Tuberville Questions Union Leaders on Inflation, Truck Drivers Shortage, and Electric Vehicles

WASHINGTON – Today, Senator Tommy Tuberville (R-AL) questioned union leaders during a Senate Committee on Health, Education, Labor, and Pensions (HELP) hearing. Coach Tuberville specifically asked about the impacts of worker strikes on inflation, the truck driver shortage, the push for electric vehicles, and airline recruitment problems.

Read excerpts from Coach Tuberville’s remarks below or watch here.

Sen. Tuberville: “Thank you for being here today. Mr. Higgins, our economy is in an incredibly shaky position. Inflation is off the charts, especially after COVID. With all the strikes over the last few years, has that played an impact on our economy?” […]

Mr. Higgins: “I don’t know that they’ve had much of an impact as of yet, but certainly the increases in pay is going to create the problem of potential wage price spiral and that will increase inflation itself.”

Sen. Tuberville: “Mr. O’Brien, we had a hearing not too long ago about how we’re going to be probably over a million truck drivers short in the next five, six, seven years. What’s the teamsters doing in terms of recruiting and planning for this in terms of recruiting and training?”

Mr. O’Brien: “Well, I think, first and foremost, what I testified to earlier is very helpful as a result of us settling a record UPS agreement. I think at the previous hearing, there was some numbers put out there where UPS drivers only made fifty-nine thousand dollars per year. That’s not true – on their own website they make one-hundred and sixty-two thousand per year. So, by us raising industry standards, that will help in the recruitment. We also have a very robust military training program where people come back from the military and we train them and place them in companies like ABF, United Parcel Service, TForce and many other partners that we have as employers. And I just want to be clear – not every relationship that we have with employers is adversarial. We work day and night to make sure that we create opportunities so that these companies can be successful. To some companies that obviously can’t and we bear the brunt of that, but we do work with our partners to make sure that we fulfill the needs of this country and keep supply chain[s] moving.”

Sen. Tuberville: “Mr. Fain, the Biden Administration’s prioritizing climate change. We all know that. We’ve seen it. We felt the repercussions from it going to electric vehicles. In 2027 and beyond, two-thirds of the new vehicles on the road are supposed to be EVs. Going through all those – EPA regulations are out of sight. So, what’s your thoughts on the availability of the union jobs and the pushed EVs and the automatic EV industry?”

Mr. Fain: “Thank you. Look, we believe in a green economy. We always have been. The UAW has always led the way when it comes to environmental issues.”

Sen. Tuberville: “Does it cut back on jobs? I keep hearing that.”

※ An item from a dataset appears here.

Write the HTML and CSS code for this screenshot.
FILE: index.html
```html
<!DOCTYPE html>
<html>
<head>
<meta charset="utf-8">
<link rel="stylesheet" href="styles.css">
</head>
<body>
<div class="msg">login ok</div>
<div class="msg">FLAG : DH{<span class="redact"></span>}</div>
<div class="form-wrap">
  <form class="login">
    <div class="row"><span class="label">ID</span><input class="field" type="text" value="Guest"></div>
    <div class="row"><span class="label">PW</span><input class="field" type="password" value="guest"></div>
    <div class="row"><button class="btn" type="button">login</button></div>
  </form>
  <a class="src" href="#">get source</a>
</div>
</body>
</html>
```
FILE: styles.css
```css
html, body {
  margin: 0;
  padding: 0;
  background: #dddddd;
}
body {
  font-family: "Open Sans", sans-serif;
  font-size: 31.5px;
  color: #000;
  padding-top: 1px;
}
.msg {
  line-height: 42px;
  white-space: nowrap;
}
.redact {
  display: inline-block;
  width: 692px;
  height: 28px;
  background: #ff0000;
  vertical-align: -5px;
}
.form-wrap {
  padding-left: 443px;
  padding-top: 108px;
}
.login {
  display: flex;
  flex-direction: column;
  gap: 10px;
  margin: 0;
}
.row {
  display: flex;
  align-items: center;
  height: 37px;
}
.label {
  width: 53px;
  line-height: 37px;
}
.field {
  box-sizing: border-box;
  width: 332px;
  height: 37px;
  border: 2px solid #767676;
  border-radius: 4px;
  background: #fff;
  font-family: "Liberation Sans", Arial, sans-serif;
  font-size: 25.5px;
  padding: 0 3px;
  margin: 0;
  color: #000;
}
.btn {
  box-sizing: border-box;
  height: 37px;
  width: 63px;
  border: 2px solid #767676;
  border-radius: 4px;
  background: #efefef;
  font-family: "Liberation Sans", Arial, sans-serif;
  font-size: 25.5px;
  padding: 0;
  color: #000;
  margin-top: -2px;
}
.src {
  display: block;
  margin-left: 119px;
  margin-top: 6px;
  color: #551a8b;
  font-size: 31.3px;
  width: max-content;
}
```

Mr. Fain: “So, it doesn’t have to. Through this contract, we didn’t just only bargain for battery work. I think what gets lost in this is there’s battery trade work, there’s electric drive motor work, there’s e-motors, and housing and covers. We negotiated for all those things. But the other thing we also did was we negotiated to bring combustible engine work back to some of our plants from Mexico and other areas and so we have to see the direction it goes, but you know, we’re going embrace this. We’re not going to run from it, but our biggest concern through all this is it needs to be a just transition in this process where workers aren’t left behind.” […]

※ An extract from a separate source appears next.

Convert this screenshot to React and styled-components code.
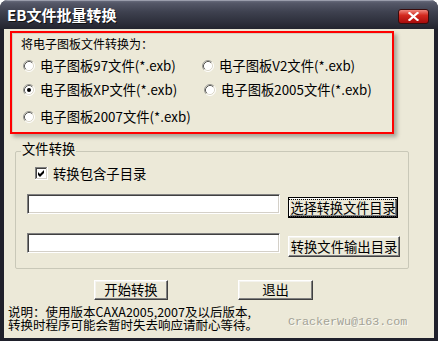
import React from 'react';
import styled, { createGlobalStyle, css } from 'styled-components';

const GlobalStyle = createGlobalStyle`
  html, body {
    margin: 0;
    padding: 0;
    background: #fff;
  }
  body {
    font-family: "Noto Sans CJK SC", "Noto Sans", sans-serif;
  }
`;

const Window = styled.div`
  width: 438px;
  height: 341px;
  background: #1f202b;
  border-radius: 8px 8px 0 0;
  display: flex;
  flex-direction: column;
  overflow: hidden;
`;

const TitleBar = styled.div`
  flex: 0 0 29px;
  display: flex;
  align-items: center;
  padding: 0 9px 0 7px;
  background: linear-gradient(#6f7384 0px, #555868 3px, #3e414f 12px, #2e303c 22px, #23242e 29px);
  box-shadow: inset 0 1px #9a9dab;
`;

const Title = styled.span`
  flex: 1;
  color: #fff;
  font-size: 15px;
  font-weight: bold;
  line-height: 18px;
  text-shadow: 1px 1px #111;
`;

const CloseButton = styled.div`
  width: 31px;
  height: 15px;
  box-sizing: border-box;
  border: 1px solid #3a0c0c;
  border-radius: 3px;
  background: linear-gradient(#f08a80, #d42a20 40%, #a80c0c);
  display: flex;
  align-items: center;
  justify-content: center;
  margin-top: 3px;
`;

const Client = styled.div`
  flex: 1;
  margin: 0 4px 3px 4px;
  background: #ece9d8;
  display: flex;
  flex-direction: column;
  color: #000;
`;

const FormatPanel = styled.div`
  margin: 2px 0 0 6px;
  width: 384px;
  height: 103px;
  box-sizing: border-box;
  border: 2px solid #ff0000;
  box-shadow: 3px 3px 4px rgba(0, 0, 0, 0.3), inset 1px 1px rgba(0, 0, 0, 0.1);
  padding: 4px 0 0 9px;
`;

const PanelLabel = styled.div`
  font-size: 12px;
  line-height: 14px;
`;

const RadioGrid = styled.div`
  display: grid;
  grid-template-columns: 179px 1fr;
  grid-template-rows: 24px 24px 30px;
  align-items: center;
  margin: 3px 0 0 2px;
`;

const RadioOption = styled.label`
  display: flex;
  align-items: center;
  gap: 5px;
  font-size: 13.33px;
  line-height: 16px;
  margin-left: ${p => p.$dx || 0}px;
  white-space: nowrap;
`;

const GroupBox = styled.div`
  margin: 17px 0 0 11px;
  width: 394px;
  height: 118px;
  box-sizing: border-box;
  border: 1px solid #c9c8b8;
  border-radius: 2px;
  padding: 0 0 0 11px;
  display: flex;
  flex-direction: column;
`;

const Legend = styled.div`
  align-self: flex-start;
  margin: -10px 0 0 -6px;
  padding: 0 1px;
  background: #ece9d8;
  font-size: 13.33px;
  line-height: 14px;
`;

const CheckRow = styled.label`
  display: flex;
  align-items: center;
  gap: 5px;
  margin: 11px 0 0 8px;
  height: 13px;
  font-size: 13.33px;
  line-height: 13px;
`;

const PathRow = styled.div`
  display: flex;
  align-items: flex-start;
  gap: 8px;
  margin-top: ${p => p.$top}px;
`;

const PathInput = styled.input`
  width: 253px;
  height: 20px;
  box-sizing: border-box;
  border: 1px solid;
  border-color: #808080 #fff #fff #808080;
  box-shadow: inset 1px 1px #404040, inset -1px -1px #d4d0c8;
  background: #fff;
  padding: 0 3px;
  font: inherit;
  outline: none;
`;

const Button = styled.button`
  width: ${p => p.$w}px;
  height: ${p => p.$h}px;
  margin-top: ${p => p.$top || 0}px;
  box-sizing: border-box;
  padding: 0;
  display: flex;
  align-items: center;
  justify-content: center;
  font-family: inherit;
  font-size: 13.33px;
  line-height: 14px;
  color: #000;
  background: #ece9d8;
  border: 1px solid;
  border-color: #fff #404040 #404040 #fff;
  box-shadow: inset -1px -1px #808080, inset 1px 1px #f4f3ee;
  white-space: nowrap;
  ${p => p.$default && css`
    border-color: #000;
    box-shadow: inset 1px 1px #fff, inset -1px -1px #404040, inset -2px -2px #808080;
  `}
`;

const FocusText = styled.span`
  outline: 1px dotted #000;
  outline-offset: 1px;
  letter-spacing: -0.2px;
`;

const ActionRow = styled.div`
  display: flex;
  margin: 11px 0 0 90px;
  gap: 70px;
`;

const NoteRow = styled.div`
  display: flex;
  align-items: flex-end;
  margin-top: 5px;
  padding-left: 4px;
`;

const Notes = styled.div`
  flex: 0 0 280px;
  font-size: 12.5px;
  line-height: 13px;
  white-space: nowrap;
`;

const Watermark = styled.div`
  font-family: "Liberation Mono", monospace;
  font-size: 11.7px;
  line-height: 12px;
  color: #a3a296;
  text-shadow: 1px 1px #fbfaf4;
  margin-bottom: 3px;
`;

const CloseGlyph = () => (
  <svg width="11" height="9" viewBox="0 0 11 9">
    <path d="M1.5 1 L9.5 8 M9.5 1 L1.5 8" stroke="#fff" strokeWidth="2.2" strokeLinecap="square" />
  </svg>
);

const Radio = ({ checked }) => (
  <svg width="12" height="12" viewBox="0 0 12 12">
    <circle cx="6" cy="6" r="5" fill="#fff" />
    <path d="M9.89 2.11 A5.5 5.5 0 0 0 2.11 9.89" fill="none" stroke="#9a9a94" />
    <path d="M2.11 9.89 A5.5 5.5 0 0 0 9.89 2.11" fill="none" stroke="#fff" />
    <path d="M9.18 2.82 A4.5 4.5 0 0 0 2.82 9.18" fill="none" stroke="#5a5a56" />
    <path d="M2.82 9.18 A4.5 4.5 0 0 0 9.18 2.82" fill="none" stroke="#dcd9cc" />
    {checked && <circle cx="6" cy="6" r="2" fill="#000" />}
  </svg>
);

const CheckBox = () => (
  <svg width="13" height="13" viewBox="0 0 13 13" shapeRendering="crispEdges">
    <rect x="0" y="0" width="13" height="13" fill="#fff" />
    <path d="M0.5 12 V0.5 H12" fill="none" stroke="#808080" />
    <path d="M1.5 11 V1.5 H11" fill="none" stroke="#404040" />
    <path d="M1 11.5 H11.5 V1" fill="none" stroke="#d4d0c8" />
    <path d="M0 12.5 H12.5 V0" fill="none" stroke="#fff" />
    <path d="M3 5 L5 7 L9 3 L9 6 L5 10 L3 8 Z" fill="#000" shapeRendering="auto" />
  </svg>
);

const formats = [
  { label: '电子图板97文件(*.exb)' },
  { label: '电子图板V2文件(*.exb)' },
  { label: '电子图板XP文件(*.exb)', checked: true },
  { label: '电子图板2005文件(*.exb)', dx: 2 },
  { label: '电子图板2007文件(*.exb)' },
];

export default function App() {
  return (
    <>
      <GlobalStyle />
      <Window>
        <TitleBar>
          <Title>EB文件批量转换</Title>
          <CloseButton>
            <CloseGlyph />
          </CloseButton>
        </TitleBar>
        <Client>
          <FormatPanel>
            <PanelLabel>将电子图板文件转换为：</PanelLabel>
            <RadioGrid>
              {formats.map(f => (
                <RadioOption key={f.label} $dx={f.dx}>
                  <Radio checked={f.checked} />
                  {f.label}
                </RadioOption>
              ))}
            </RadioGrid>
          </FormatPanel>

          <GroupBox>
            <Legend>文件转换</Legend>
            <CheckRow>
              <CheckBox />
              转换包含子目录
            </CheckRow>
            <PathRow $top={14}>
              <PathInput />
              <Button $w={110} $h={21} $top={3} $default>
                <FocusText>选择转换文件目录</FocusText>
              </Button>
            </PathRow>
            <PathRow $top={15}>
              <PathInput />
              <Button $w={112} $h={21} $top={3}>转换文件输出目录</Button>
            </PathRow>
          </GroupBox>

          <ActionRow>
            <Button $w={74} $h={20}>开始转换</Button>
            <Button $w={75} $h={20}>退出</Button>
          </ActionRow>

          <NoteRow>
            <Notes>
              说明：使用版本CAXA2005,2007及以后版本,
              <br />
              转换时程序可能会暂时失去响应请耐心等待。
            </Notes>
            <Watermark>CrackerWu@163.com</Watermark>
          </NoteRow>
        </Client>
      </Window>
    </>
  );
}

Sen. Tuberville: “Ms. Nelson, we all fly quite a bit. What is the biggest complaint from flight attendants? And don’t give me money. I’m not talking about money. What is the biggest complaint now to where we can get more qualified, consistent, you know, flight attendants on flights.”

Ms. Nelson: “What’s very difficult is that today it is extremely combative in the cabin, and we have fewer staff than we ever have. So, there’s fewer flight attendants per passenger.”

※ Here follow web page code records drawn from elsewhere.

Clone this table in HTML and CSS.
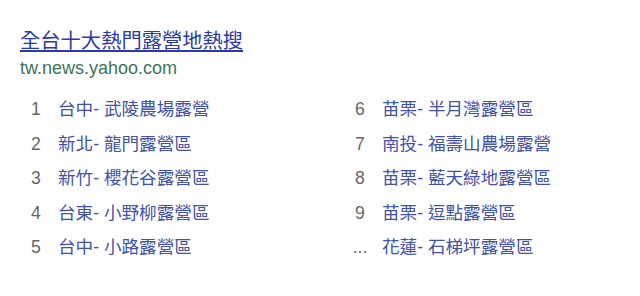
FILE: index.html
```html
<!DOCTYPE html>
<html lang="zh-Hant">
<head>
    <meta charset="UTF-8">
    <title>全台十大熱門露營地熱搜</title>
    <link rel="stylesheet" href="styles.css">
</head>
<body>
    <div class="result">
        <a class="result-title" href="#">全台十大熱門露營地熱搜</a>
        <div class="result-url">tw.news.yahoo.com</div>

        <ol class="rank-list">
            <li><span class="rank-num">1</span><a href="#">台中- 武陵農場露營</a></li>
            <li><span class="rank-num">6</span><a href="#">苗栗- 半月灣露營區</a></li>
            <li><span class="rank-num">2</span><a href="#">新北- 龍門露營區</a></li>
            <li><span class="rank-num">7</span><a href="#">南投- 福壽山農場露營</a></li>
            <li><span class="rank-num">3</span><a href="#">新竹- 櫻花谷露營區</a></li>
            <li><span class="rank-num">8</span><a href="#">苗栗- 藍天綠地露營區</a></li>
            <li><span class="rank-num">4</span><a href="#">台東- 小野柳露營區</a></li>
            <li><span class="rank-num">9</span><a href="#">苗栗- 逗點露營區</a></li>
            <li><span class="rank-num">5</span><a href="#">台中- 小路露營區</a></li>
            <li><span class="rank-num">...</span><a href="#">花蓮- 石梯坪露營區</a></li>
        </ol>
    </div>
</body>
</html>
```

FILE: styles.css
```css
body {
    margin: 0;
    background-color: #fff;
    font-family: Arial, "Liberation Sans", "Noto Sans CJK TC", sans-serif;
}

.result {
    padding: 28px 0 0 20px;
}

.result-title {
    display: inline-block;
    font-size: 20.3px;
    line-height: 26px;
    color: #2c3aa8;
    text-decoration: underline;
}

.result-url {
    margin-top: 3px;
    font-size: 18px;
    line-height: 22px;
    color: #3d7458;
}

/* two columns of five, read top to bottom in each */
.rank-list {
    list-style: none;
    margin: 10px 0 0 6px;
    padding: 0;
    display: grid;
    grid-template-columns: 324px 1fr;
    grid-auto-rows: 34.5px;
}

.rank-list li {
    display: flex;
    align-items: baseline;
    padding-top: 6px;
    font-size: 17.6px;
}

.rank-num {
    width: 20px;
    margin-right: 12px;
    text-align: center;
    color: #666;
}

.rank-list a {
    color: #4252a8;
    text-decoration: none;
}
```
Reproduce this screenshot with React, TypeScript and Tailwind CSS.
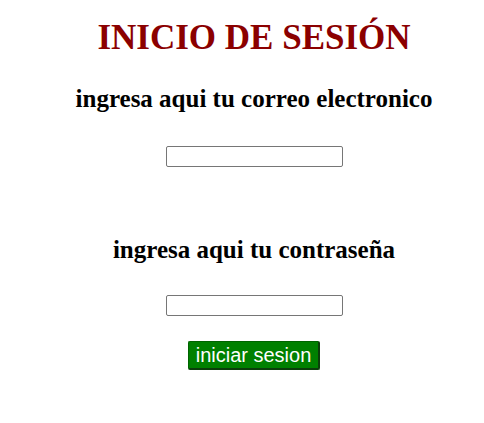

Sen. Tuberville: “That’s not going to get any better. We’ve got to have people to break up these fights, you know, obviously.”

Ms. Nelson: “Yes, absolutely. And leadership to encourage people to come together and understand that we can actually safely get from one place to another without having a brawl is very helpful. So, appreciate leaders around the country talking about unity and talking about how we’re better off when we work together to ensure that safety and security come first. And that people can come to work without being fearful of being a punching bag.”

Sen. Tuberville: “Yeah. I think we ought to agree too – we got to get more people back to work training. I came from the education field, [we need to get] more kids into technical training [rather] than going to a four-year school that you’re not going to get anything out of.”

Senator Tommy Tuberville represents Alabama in the United States Senate and is a member of the Senate Armed Services, Agriculture, Veterans’ Affairs, and HELP Committees.